● **COLLECTED MATERIAL**
______

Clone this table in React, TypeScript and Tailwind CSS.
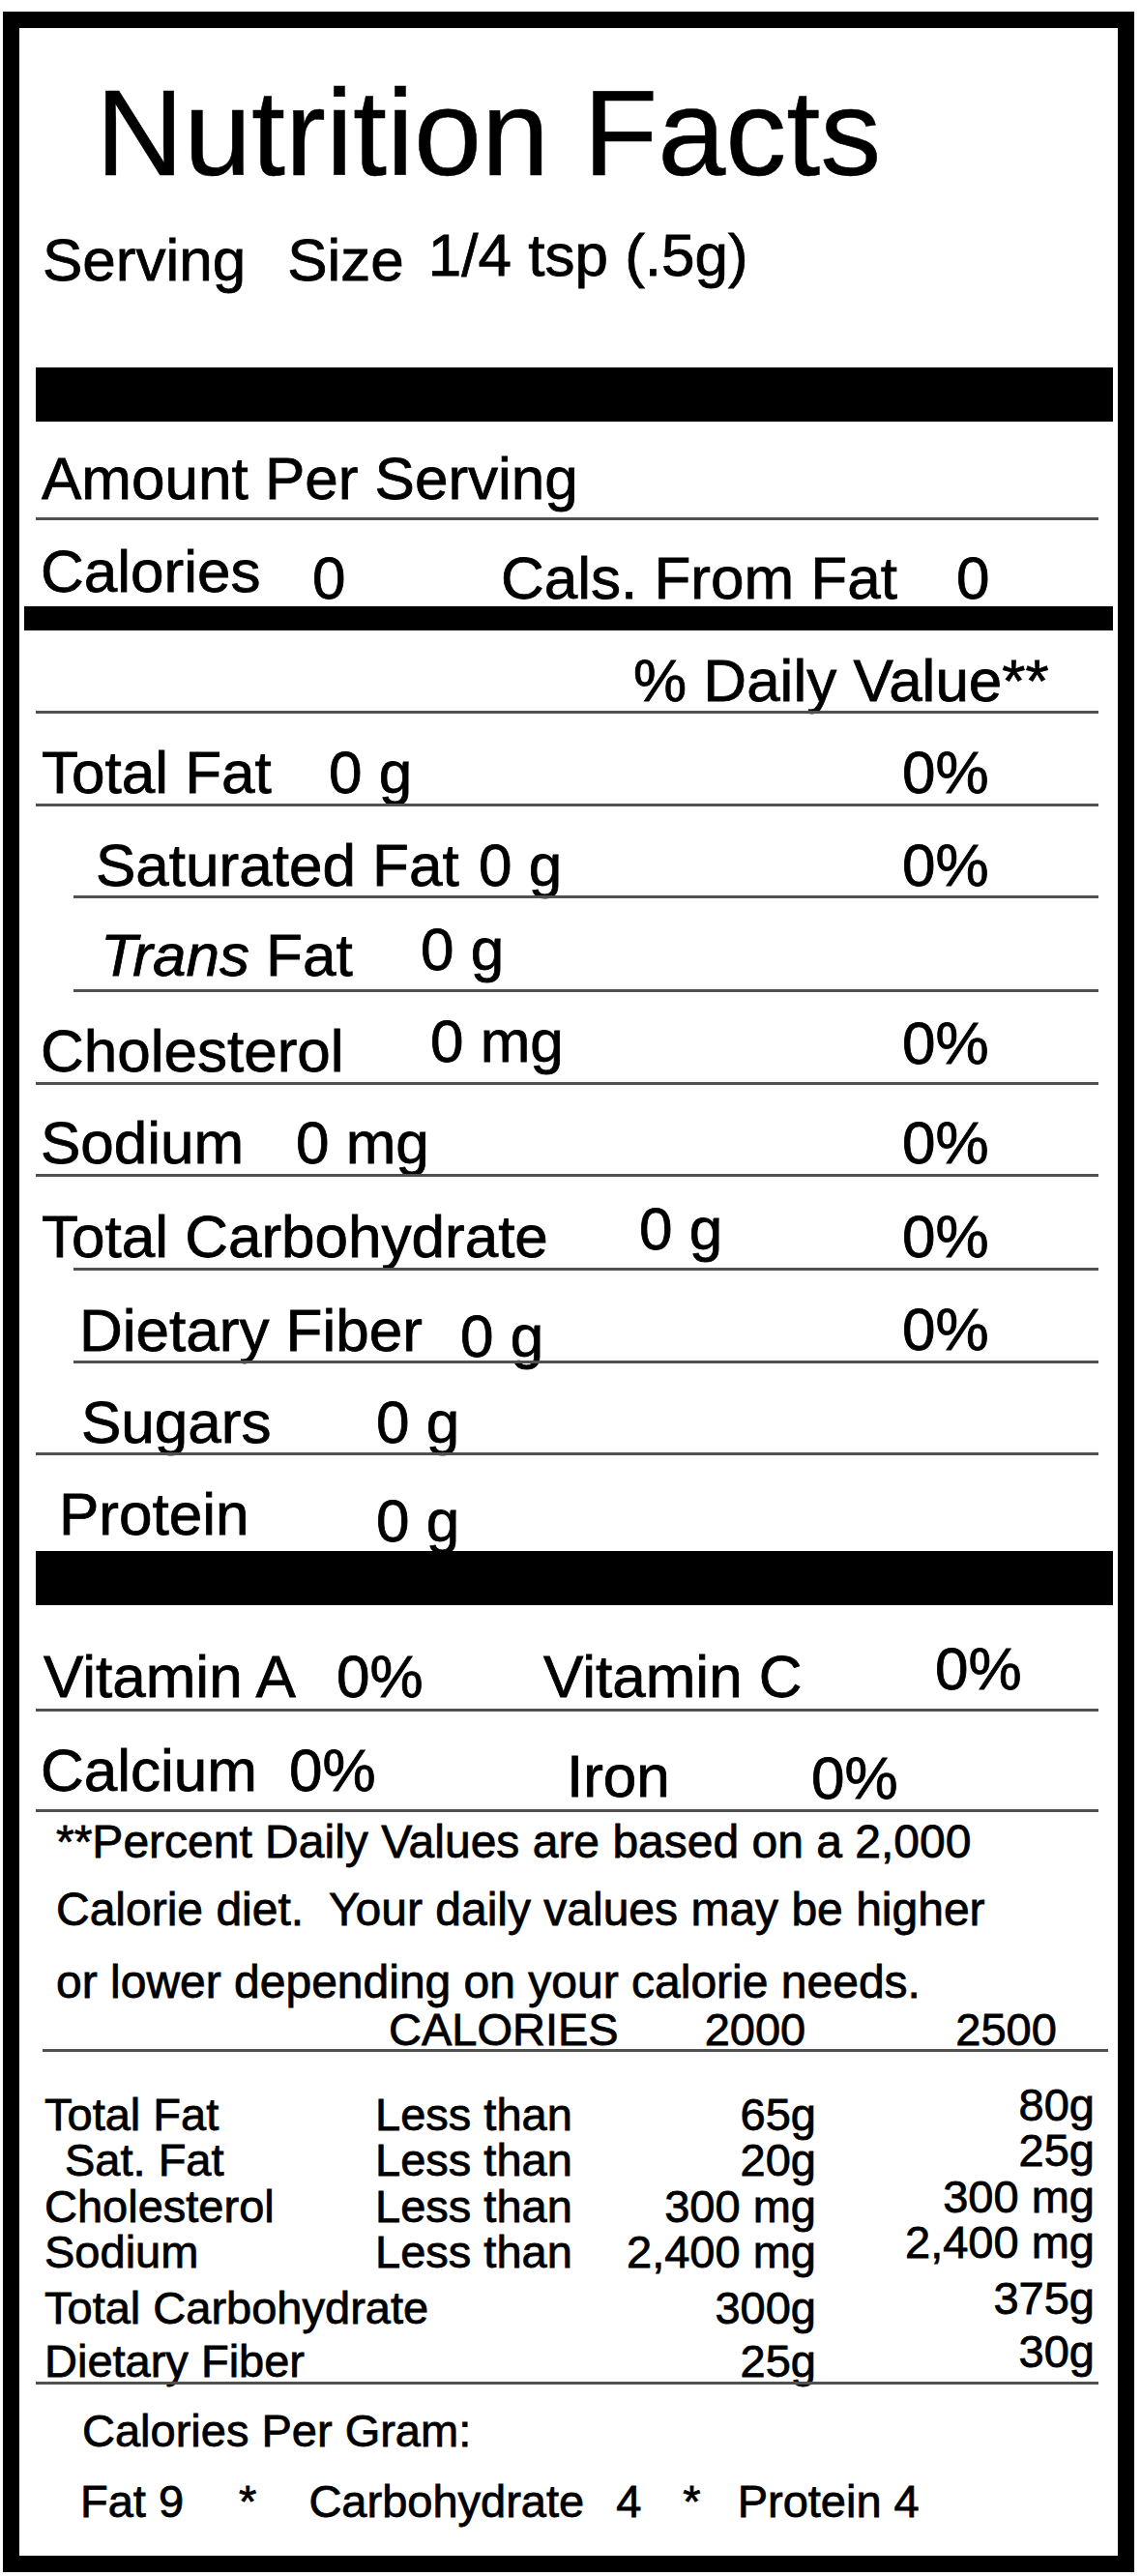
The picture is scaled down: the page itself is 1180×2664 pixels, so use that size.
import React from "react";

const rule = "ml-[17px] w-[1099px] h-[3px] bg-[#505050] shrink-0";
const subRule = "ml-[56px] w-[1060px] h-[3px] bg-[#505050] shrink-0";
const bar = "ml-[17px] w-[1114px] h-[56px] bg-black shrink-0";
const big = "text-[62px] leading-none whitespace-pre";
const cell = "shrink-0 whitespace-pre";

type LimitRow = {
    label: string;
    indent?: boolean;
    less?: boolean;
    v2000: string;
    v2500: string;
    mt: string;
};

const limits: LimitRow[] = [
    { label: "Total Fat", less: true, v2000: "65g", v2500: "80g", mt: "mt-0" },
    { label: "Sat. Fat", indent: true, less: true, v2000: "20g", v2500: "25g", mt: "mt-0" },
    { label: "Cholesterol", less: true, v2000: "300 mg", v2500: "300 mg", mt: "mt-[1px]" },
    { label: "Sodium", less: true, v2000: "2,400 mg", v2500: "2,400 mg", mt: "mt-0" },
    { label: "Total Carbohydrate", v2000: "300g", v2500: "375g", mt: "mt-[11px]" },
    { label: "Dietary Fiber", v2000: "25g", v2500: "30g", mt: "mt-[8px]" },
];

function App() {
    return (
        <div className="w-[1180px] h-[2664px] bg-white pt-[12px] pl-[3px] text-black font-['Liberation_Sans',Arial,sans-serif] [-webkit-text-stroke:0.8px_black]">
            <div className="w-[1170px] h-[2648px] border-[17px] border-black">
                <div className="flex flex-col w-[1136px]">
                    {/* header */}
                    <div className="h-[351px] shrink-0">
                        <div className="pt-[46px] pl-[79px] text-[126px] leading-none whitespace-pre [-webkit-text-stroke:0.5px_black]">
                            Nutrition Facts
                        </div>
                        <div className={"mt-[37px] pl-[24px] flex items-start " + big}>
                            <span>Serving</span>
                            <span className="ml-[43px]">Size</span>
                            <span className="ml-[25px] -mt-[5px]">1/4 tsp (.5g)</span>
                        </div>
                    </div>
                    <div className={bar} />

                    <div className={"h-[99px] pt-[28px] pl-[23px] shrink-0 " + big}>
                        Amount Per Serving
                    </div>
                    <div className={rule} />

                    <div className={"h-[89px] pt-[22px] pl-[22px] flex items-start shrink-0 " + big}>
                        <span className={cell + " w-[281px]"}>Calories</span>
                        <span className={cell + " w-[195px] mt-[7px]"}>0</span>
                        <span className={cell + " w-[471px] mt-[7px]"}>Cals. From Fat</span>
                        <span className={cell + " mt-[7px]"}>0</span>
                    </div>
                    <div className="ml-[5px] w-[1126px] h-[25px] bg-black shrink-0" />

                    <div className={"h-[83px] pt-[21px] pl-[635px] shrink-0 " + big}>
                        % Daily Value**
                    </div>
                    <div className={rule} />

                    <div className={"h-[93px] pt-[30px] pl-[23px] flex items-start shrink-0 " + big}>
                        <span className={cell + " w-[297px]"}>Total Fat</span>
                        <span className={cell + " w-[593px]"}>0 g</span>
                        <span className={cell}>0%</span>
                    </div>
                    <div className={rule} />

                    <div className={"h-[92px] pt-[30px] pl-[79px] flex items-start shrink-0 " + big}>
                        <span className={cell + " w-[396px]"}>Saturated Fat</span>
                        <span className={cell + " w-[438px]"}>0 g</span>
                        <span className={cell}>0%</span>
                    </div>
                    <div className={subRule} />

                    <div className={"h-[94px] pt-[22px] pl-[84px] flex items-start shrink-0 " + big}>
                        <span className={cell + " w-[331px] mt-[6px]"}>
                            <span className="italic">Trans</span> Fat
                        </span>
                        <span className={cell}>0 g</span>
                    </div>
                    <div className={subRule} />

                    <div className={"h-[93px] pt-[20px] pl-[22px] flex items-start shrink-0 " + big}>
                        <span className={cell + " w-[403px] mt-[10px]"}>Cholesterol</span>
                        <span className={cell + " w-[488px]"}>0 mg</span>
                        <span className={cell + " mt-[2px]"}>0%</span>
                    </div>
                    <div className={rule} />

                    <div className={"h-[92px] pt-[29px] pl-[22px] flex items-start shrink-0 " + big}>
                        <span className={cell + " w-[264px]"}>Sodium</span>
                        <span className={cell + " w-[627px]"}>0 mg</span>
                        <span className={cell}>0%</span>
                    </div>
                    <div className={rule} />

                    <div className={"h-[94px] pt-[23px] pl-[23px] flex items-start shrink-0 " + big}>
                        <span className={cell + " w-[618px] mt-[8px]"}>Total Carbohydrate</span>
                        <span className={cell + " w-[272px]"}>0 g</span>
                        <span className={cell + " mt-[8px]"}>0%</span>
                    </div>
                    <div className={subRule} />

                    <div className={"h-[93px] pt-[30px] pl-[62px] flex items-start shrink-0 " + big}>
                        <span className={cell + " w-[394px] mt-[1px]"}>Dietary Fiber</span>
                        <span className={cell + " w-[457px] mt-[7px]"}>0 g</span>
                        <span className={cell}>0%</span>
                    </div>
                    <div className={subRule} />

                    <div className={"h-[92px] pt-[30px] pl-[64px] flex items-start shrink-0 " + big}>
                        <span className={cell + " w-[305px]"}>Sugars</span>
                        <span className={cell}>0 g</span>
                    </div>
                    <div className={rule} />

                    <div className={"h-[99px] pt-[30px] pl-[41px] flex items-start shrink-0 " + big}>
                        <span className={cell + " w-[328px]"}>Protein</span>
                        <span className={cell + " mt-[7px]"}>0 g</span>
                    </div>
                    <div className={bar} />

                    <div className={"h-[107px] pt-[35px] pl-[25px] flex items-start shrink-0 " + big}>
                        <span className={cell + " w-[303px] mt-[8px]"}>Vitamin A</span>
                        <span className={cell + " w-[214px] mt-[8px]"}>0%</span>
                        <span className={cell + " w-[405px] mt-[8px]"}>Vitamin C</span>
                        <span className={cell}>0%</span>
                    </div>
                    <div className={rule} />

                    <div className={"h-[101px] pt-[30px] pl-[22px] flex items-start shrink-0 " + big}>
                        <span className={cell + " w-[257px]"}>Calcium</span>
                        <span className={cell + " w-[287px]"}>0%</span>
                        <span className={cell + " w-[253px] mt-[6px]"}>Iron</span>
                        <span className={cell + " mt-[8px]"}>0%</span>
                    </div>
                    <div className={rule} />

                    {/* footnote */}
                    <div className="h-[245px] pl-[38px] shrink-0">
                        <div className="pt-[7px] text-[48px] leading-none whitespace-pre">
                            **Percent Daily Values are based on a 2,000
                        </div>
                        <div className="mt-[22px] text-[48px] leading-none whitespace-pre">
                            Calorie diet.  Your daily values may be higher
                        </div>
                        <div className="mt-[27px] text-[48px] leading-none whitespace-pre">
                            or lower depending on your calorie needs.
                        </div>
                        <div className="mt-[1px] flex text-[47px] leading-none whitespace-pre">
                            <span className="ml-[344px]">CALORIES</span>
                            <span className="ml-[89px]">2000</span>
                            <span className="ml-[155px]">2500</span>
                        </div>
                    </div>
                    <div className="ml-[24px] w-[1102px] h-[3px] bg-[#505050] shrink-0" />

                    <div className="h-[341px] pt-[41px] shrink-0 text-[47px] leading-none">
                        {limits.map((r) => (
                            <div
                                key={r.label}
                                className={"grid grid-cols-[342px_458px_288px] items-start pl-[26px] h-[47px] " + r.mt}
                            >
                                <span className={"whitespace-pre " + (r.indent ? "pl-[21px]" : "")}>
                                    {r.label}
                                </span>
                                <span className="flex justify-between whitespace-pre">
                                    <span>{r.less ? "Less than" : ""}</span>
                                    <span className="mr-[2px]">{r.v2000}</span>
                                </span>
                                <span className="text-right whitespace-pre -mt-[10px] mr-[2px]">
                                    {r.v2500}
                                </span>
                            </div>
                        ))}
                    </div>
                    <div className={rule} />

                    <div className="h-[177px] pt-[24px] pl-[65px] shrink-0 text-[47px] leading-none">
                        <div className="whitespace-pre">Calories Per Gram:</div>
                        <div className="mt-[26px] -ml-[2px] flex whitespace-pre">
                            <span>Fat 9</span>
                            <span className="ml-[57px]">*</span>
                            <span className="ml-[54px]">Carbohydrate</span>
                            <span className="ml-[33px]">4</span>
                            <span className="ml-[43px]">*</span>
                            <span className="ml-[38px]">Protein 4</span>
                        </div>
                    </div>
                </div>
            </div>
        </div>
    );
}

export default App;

______

● **TASK BRIEF**
Begin at the line that has "The picture is"; stop after the line that has "import React from". Copy every line in that span exactly.

● **EXERCISE OUTPUT**
The picture is scaled down: the page itself is 1180×2664 pixels, so use that size.
import React from "react";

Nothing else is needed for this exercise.